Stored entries

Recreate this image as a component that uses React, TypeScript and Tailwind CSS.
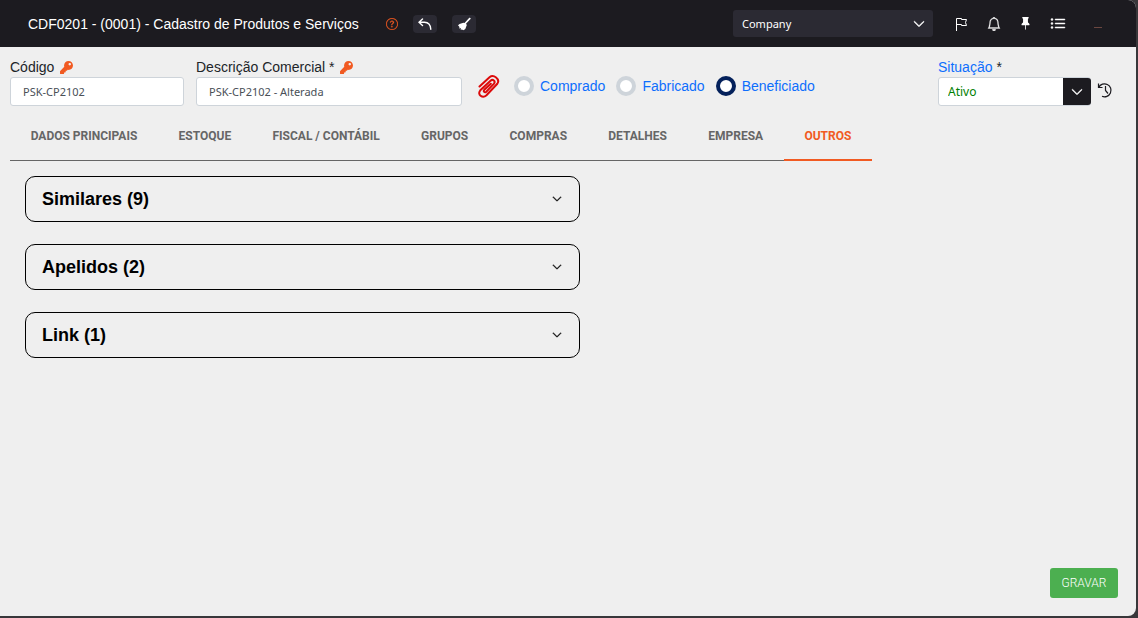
import { useState } from "react";
import { BsBell, BsChevronDown, BsListUl, BsPinFill, BsQuestionCircle } from "react-icons/bs";
import { FaKey } from "react-icons/fa";

const TABS = ["DADOS PRINCIPAIS", "ESTOQUE", "FISCAL / CONTÁBIL", "GRUPOS", "COMPRAS", "DETALHES", "EMPRESA", "OUTROS"];
const ORIGINS = ["Comprado", "Fabricado", "Beneficiado"];
const SECTIONS = ["Similares (9)", "Apelidos (2)", "Link (1)"];

function UndoIcon() {
  return (
    <svg width="14" height="12" viewBox="0 0 14 12" fill="none" stroke="currentColor" strokeWidth="1.400" strokeLinecap="round">
      <path d="M4.500 1 1 4.300l3.500 3.200M1 4.300h5.500c4 0 6 3 6.300 7" />
    </svg>
  );
}

function BroomIcon() {
  return (
    <svg width="14" height="14" viewBox="0 0 14 14" fill="currentColor">
      <path d="M12.300.8a.9.9 0 0 1 1.200 1.300L9 6.700l.8 1.200-1.500 4L6.500 13.300 1 8.500 2.500 7l4-1.300 1 .2z" />
      <path d="m1.500 7.500 5.300 5.300-3.300-.3L4 11l-2 .5.7-1.700z" />
    </svg>
  );
}

function FlagIcon() {
  return (
    <svg width="14" height="14" viewBox="0 0 14 14" fill="none" stroke="currentColor">
      <path d="M1.500 14V1.500h5v1h5L10.500 5.500l1 3H6.500v-1h-5" />
    </svg>
  );
}

function ClipIcon() {
  return (
    <svg width="22" height="23" viewBox="0 0 22 23" fill="none" stroke="#dc0a0a" strokeWidth="2" strokeLinecap="round">
      <path d="M1.500 11.500 11.500 2.300C15.500-1 22.500 4 19.300 8.800L8.500 20.300C4.500 24-1.200 19.500 2.300 15.300L12.500 5.700c2.500-2 5.300.5 3.500 3L8.300 16.700c-1.800 1.500-3.300-.3-2-1.900L12.800 8.800" />
    </svg>
  );
}

function HistoryIcon() {
  return (
    <svg width="16" height="16" viewBox="0 0 16 16" fill="none" stroke="#1c1b20" strokeWidth="1.200">
      <path d="M1.500 1.500v4h4M1.700 5.400A6.500 6.500 0 1 1 5 14.300M8.500 4v4.500l2.500 3" />
    </svg>
  );
}

export default function App() {
  const [tab, setTab] = useState("OUTROS");
  const [origin, setOrigin] = useState("Beneficiado");
  return (
    <div className="min-h-screen bg-[#38373a] pr-[2px] pb-[2px] font-['Liberation_Sans',sans-serif] text-sm text-[#212529]">
      <div className="flex min-h-[calc(100vh-2px)] flex-col overflow-hidden rounded-r-lg bg-[#efefef]">
        <header className="flex h-[47px] shrink-0 items-center bg-[#1c1b20] pr-[30px] pl-7 text-white">
          <h1>CDF0201 - (0001) - Cadastro de Produtos e Serviços</h1>
          <button aria-label="Ajuda" className="ml-[27px] text-[#f15a22]"><BsQuestionCircle size={12} strokeWidth={0.3} /></button>
          <button aria-label="Desfazer" className="ml-[15px] flex h-[18px] w-6 items-center justify-center rounded-sm bg-[#2b2a33]"><UndoIcon /></button>
          <button aria-label="Limpar" className="ml-[15px] flex h-[18px] w-6 items-center justify-center rounded-sm bg-[#2b2a33]"><BroomIcon /></button>
          <div className="relative ml-auto w-[200px]">
            <select aria-label="Empresa" className="h-[27px] w-full appearance-none rounded-[3px] bg-[#2b2a33] pl-[9px] font-['Noto_Sans',sans-serif] text-[11px] text-white">
              <option>Company</option>
            </select>
            <BsChevronDown size={12} strokeWidth={1} className="pointer-events-none absolute top-2 right-2" />
          </div>
          <nav className="ml-[22px] flex items-center gap-[18px]">
            <button aria-label="Marcadores"><FlagIcon /></button>
            <button aria-label="Notificações"><BsBell size={14} strokeWidth={0.3} /></button>
            <button aria-label="Fixar"><BsPinFill size={13} /></button>
            <button aria-label="Lista"><BsListUl size={16} strokeWidth={0.5} /></button>
            <button aria-label="Minimizar" className="ml-[6px] flex h-4 w-4 items-end justify-center pb-1"><span className="h-px w-2 bg-[#6b4740]" /></button>
          </nav>
        </header>

        <main className="flex grow flex-col px-[10px]">
          <form className="flex items-start pt-[11px] pr-[13px]">
            <div className="w-[174px]">
              <label htmlFor="codigo" className="mb-px flex h-[18px] items-center gap-[6px]">Código <FaKey size={13} className="text-[#f15a22]" /></label>
              <input id="codigo" defaultValue="PSK-CP2102" className="h-[29px] w-full rounded-[3px] border border-[#ced4da] bg-white px-3 font-['Noto_Sans',sans-serif] text-[11px] text-[#495057]" />
            </div>
            <div className="ml-3 w-[266px]">
              <label htmlFor="descricao" className="mb-px flex h-[18px] items-center gap-[6px]">Descrição Comercial * <FaKey size={13} className="text-[#f15a22]" /></label>
              <input id="descricao" defaultValue="PSK-CP2102 - Alterada" className="h-[29px] w-full rounded-[3px] border border-[#ced4da] bg-white px-3 font-['Noto_Sans',sans-serif] text-[11px] text-[#495057]" />
            </div>
            <button type="button" aria-label="Anexos" className="mt-[17px] ml-4"><ClipIcon /></button>
            <fieldset className="mt-[18px] ml-[14px] flex gap-[11px]">
              {ORIGINS.map((o) => (
                <label key={o} className="flex items-center gap-[6px] text-[#0d6efd]">
                  <input type="radio" name="origem" checked={origin === o} onChange={() => setOrigin(o)} className="h-5 w-5 appearance-none rounded-full border-4 border-[#ced4da] bg-white checked:border-[#04215b]" />
                  {o}
                </label>
              ))}
            </fieldset>
            <div className="ml-auto w-[153px]">
              <label htmlFor="situacao" className="mb-px flex h-[18px] items-center text-[#0d6efd]">Situação<span className="ml-1 text-[#212529]">*</span></label>
              <div className="relative">
                <select id="situacao" className="h-[29px] w-full appearance-none rounded-[3px] border border-[#ced4da] bg-white pl-[9px] font-['Noto_Sans',sans-serif] text-xs text-[#008000]">
                  <option>Ativo</option>
                </select>
                <span className="pointer-events-none absolute top-px right-0 flex h-[27px] w-7 items-center justify-center rounded-r-[3px] bg-[#1c1b20] text-white"><BsChevronDown size={12} strokeWidth={1} /></span>
              </div>
            </div>
            <button type="button" aria-label="Histórico" className="mt-6 ml-[6px]"><HistoryIcon /></button>
          </form>

          <div role="tablist" className="mt-[5px] flex h-[50px] w-[862px] max-w-full">
            {TABS.map((t) => (
              <button key={t} role="tab" aria-selected={t === tab} onClick={() => setTab(t)} className="grow border-b border-[#666666] px-[19px] font-['Roboto',sans-serif] text-xs font-bold whitespace-nowrap text-[#666666] aria-selected:border-b-2 aria-selected:border-[#f15a22] aria-selected:pt-px aria-selected:text-[#f15a22]">
                {t}
              </button>
            ))}
          </div>

          <section className="mt-[15px] ml-[15px] flex w-[555px] max-w-full flex-col gap-[22px]">
            {SECTIONS.map((s) => (
              <button key={s} aria-expanded={false} className="flex h-[46px] items-center justify-between rounded-[10px] border border-black px-4 text-left text-lg font-bold text-black">
                {s}
                <BsChevronDown size={10} strokeWidth={1} className="mr-px" />
              </button>
            ))}
          </section>

          <button className="mt-auto mr-2 mb-[18px] h-[30px] w-[68px] self-end rounded-[3px] bg-[#4caf50] font-['Roboto',sans-serif] text-xs font-light text-white">GRAVAR</button>
        </main>
      </div>
    </div>
  );
}
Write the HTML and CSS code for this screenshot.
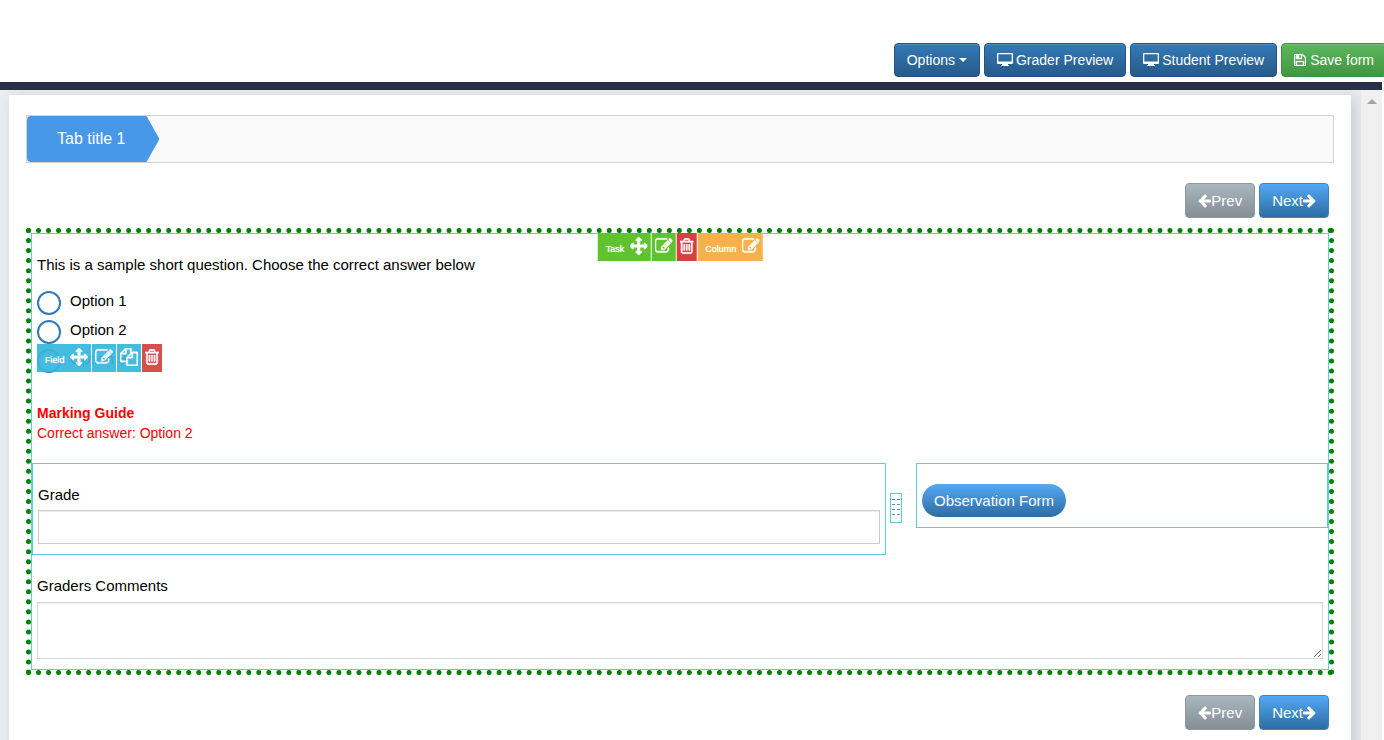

▸ REQUEST
Repeat the material above verbatim. Leave the pictures behind.

▸ COMPLETE OUTPUT
Recreate this image as a component that uses React, TypeScript and Tailwind CSS.
import { useState } from "react";
import { BsBell, BsChevronDown, BsListUl, BsPinFill, BsQuestionCircle } from "react-icons/bs";
import { FaKey } from "react-icons/fa";

const TABS = ["DADOS PRINCIPAIS", "ESTOQUE", "FISCAL / CONTÁBIL", "GRUPOS", "COMPRAS", "DETALHES", "EMPRESA", "OUTROS"];
const ORIGINS = ["Comprado", "Fabricado", "Beneficiado"];
const SECTIONS = ["Similares (9)", "Apelidos (2)", "Link (1)"];

function UndoIcon() {
  return (
    <svg width="14" height="12" viewBox="0 0 14 12" fill="none" stroke="currentColor" strokeWidth="1.400" strokeLinecap="round">
      <path d="M4.500 1 1 4.300l3.500 3.200M1 4.300h5.500c4 0 6 3 6.300 7" />
    </svg>
  );
}

function BroomIcon() {
  return (
    <svg width="14" height="14" viewBox="0 0 14 14" fill="currentColor">
      <path d="M12.300.8a.9.9 0 0 1 1.200 1.300L9 6.700l.8 1.200-1.500 4L6.500 13.300 1 8.500 2.500 7l4-1.300 1 .2z" />
      <path d="m1.500 7.500 5.300 5.300-3.300-.3L4 11l-2 .5.7-1.700z" />
    </svg>
  );
}

function FlagIcon() {
  return (
    <svg width="14" height="14" viewBox="0 0 14 14" fill="none" stroke="currentColor">
      <path d="M1.500 14V1.500h5v1h5L10.500 5.500l1 3H6.500v-1h-5" />
    </svg>
  );
}

function ClipIcon() {
  return (
    <svg width="22" height="23" viewBox="0 0 22 23" fill="none" stroke="#dc0a0a" strokeWidth="2" strokeLinecap="round">
      <path d="M1.500 11.500 11.500 2.300C15.500-1 22.500 4 19.300 8.800L8.500 20.300C4.500 24-1.200 19.500 2.300 15.300L12.500 5.700c2.500-2 5.300.5 3.500 3L8.300 16.700c-1.800 1.500-3.300-.3-2-1.900L12.800 8.800" />
    </svg>
  );
}

function HistoryIcon() {
  return (
    <svg width="16" height="16" viewBox="0 0 16 16" fill="none" stroke="#1c1b20" strokeWidth="1.200">
      <path d="M1.500 1.500v4h4M1.700 5.400A6.500 6.500 0 1 1 5 14.300M8.500 4v4.500l2.500 3" />
    </svg>
  );
}

export default function App() {
  const [tab, setTab] = useState("OUTROS");
  const [origin, setOrigin] = useState("Beneficiado");
  return (
    <div className="min-h-screen bg-[#38373a] pr-[2px] pb-[2px] font-['Liberation_Sans',sans-serif] text-sm text-[#212529]">
      <div className="flex min-h-[calc(100vh-2px)] flex-col overflow-hidden rounded-r-lg bg-[#efefef]">
        <header className="flex h-[47px] shrink-0 items-center bg-[#1c1b20] pr-[30px] pl-7 text-white">
          <h1>CDF0201 - (0001) - Cadastro de Produtos e Serviços</h1>
          <button aria-label="Ajuda" className="ml-[27px] text-[#f15a22]"><BsQuestionCircle size={12} strokeWidth={0.3} /></button>
          <button aria-label="Desfazer" className="ml-[15px] flex h-[18px] w-6 items-center justify-center rounded-sm bg-[#2b2a33]"><UndoIcon /></button>
          <button aria-label="Limpar" className="ml-[15px] flex h-[18px] w-6 items-center justify-center rounded-sm bg-[#2b2a33]"><BroomIcon /></button>
          <div className="relative ml-auto w-[200px]">
            <select aria-label="Empresa" className="h-[27px] w-full appearance-none rounded-[3px] bg-[#2b2a33] pl-[9px] font-['Noto_Sans',sans-serif] text-[11px] text-white">
              <option>Company</option>
            </select>
            <BsChevronDown size={12} strokeWidth={1} className="pointer-events-none absolute top-2 right-2" />
          </div>
          <nav className="ml-[22px] flex items-center gap-[18px]">
            <button aria-label="Marcadores"><FlagIcon /></button>
            <button aria-label="Notificações"><BsBell size={14} strokeWidth={0.3} /></button>
            <button aria-label="Fixar"><BsPinFill size={13} /></button>
            <button aria-label="Lista"><BsListUl size={16} strokeWidth={0.5} /></button>
            <button aria-label="Minimizar" className="ml-[6px] flex h-4 w-4 items-end justify-center pb-1"><span className="h-px w-2 bg-[#6b4740]" /></button>
          </nav>
        </header>

        <main className="flex grow flex-col px-[10px]">
          <form className="flex items-start pt-[11px] pr-[13px]">
            <div className="w-[174px]">
              <label htmlFor="codigo" className="mb-px flex h-[18px] items-center gap-[6px]">Código <FaKey size={13} className="text-[#f15a22]" /></label>
              <input id="codigo" defaultValue="PSK-CP2102" className="h-[29px] w-full rounded-[3px] border border-[#ced4da] bg-white px-3 font-['Noto_Sans',sans-serif] text-[11px] text-[#495057]" />
            </div>
            <div className="ml-3 w-[266px]">
              <label htmlFor="descricao" className="mb-px flex h-[18px] items-center gap-[6px]">Descrição Comercial * <FaKey size={13} className="text-[#f15a22]" /></label>
              <input id="descricao" defaultValue="PSK-CP2102 - Alterada" className="h-[29px] w-full rounded-[3px] border border-[#ced4da] bg-white px-3 font-['Noto_Sans',sans-serif] text-[11px] text-[#495057]" />
            </div>
            <button type="button" aria-label="Anexos" className="mt-[17px] ml-4"><ClipIcon /></button>
            <fieldset className="mt-[18px] ml-[14px] flex gap-[11px]">
              {ORIGINS.map((o) => (
                <label key={o} className="flex items-center gap-[6px] text-[#0d6efd]">
                  <input type="radio" name="origem" checked={origin === o} onChange={() => setOrigin(o)} className="h-5 w-5 appearance-none rounded-full border-4 border-[#ced4da] bg-white checked:border-[#04215b]" />
                  {o}
                </label>
              ))}
            </fieldset>
            <div className="ml-auto w-[153px]">
              <label htmlFor="situacao" className="mb-px flex h-[18px] items-center text-[#0d6efd]">Situação<span className="ml-1 text-[#212529]">*</span></label>
              <div className="relative">
                <select id="situacao" className="h-[29px] w-full appearance-none rounded-[3px] border border-[#ced4da] bg-white pl-[9px] font-['Noto_Sans',sans-serif] text-xs text-[#008000]">
                  <option>Ativo</option>
                </select>
                <span className="pointer-events-none absolute top-px right-0 flex h-[27px] w-7 items-center justify-center rounded-r-[3px] bg-[#1c1b20] text-white"><BsChevronDown size={12} strokeWidth={1} /></span>
              </div>
            </div>
            <button type="button" aria-label="Histórico" className="mt-6 ml-[6px]"><HistoryIcon /></button>
          </form>

          <div role="tablist" className="mt-[5px] flex h-[50px] w-[862px] max-w-full">
            {TABS.map((t) => (
              <button key={t} role="tab" aria-selected={t === tab} onClick={() => setTab(t)} className="grow border-b border-[#666666] px-[19px] font-['Roboto',sans-serif] text-xs font-bold whitespace-nowrap text-[#666666] aria-selected:border-b-2 aria-selected:border-[#f15a22] aria-selected:pt-px aria-selected:text-[#f15a22]">
                {t}
              </button>
            ))}
          </div>

          <section className="mt-[15px] ml-[15px] flex w-[555px] max-w-full flex-col gap-[22px]">
            {SECTIONS.map((s) => (
              <button key={s} aria-expanded={false} className="flex h-[46px] items-center justify-between rounded-[10px] border border-black px-4 text-left text-lg font-bold text-black">
                {s}
                <BsChevronDown size={10} strokeWidth={1} className="mr-px" />
              </button>
            ))}
          </section>

          <button className="mt-auto mr-2 mb-[18px] h-[30px] w-[68px] self-end rounded-[3px] bg-[#4caf50] font-['Roboto',sans-serif] text-xs font-light text-white">GRAVAR</button>
        </main>
      </div>
    </div>
  );
}
Write the HTML and CSS code for this screenshot.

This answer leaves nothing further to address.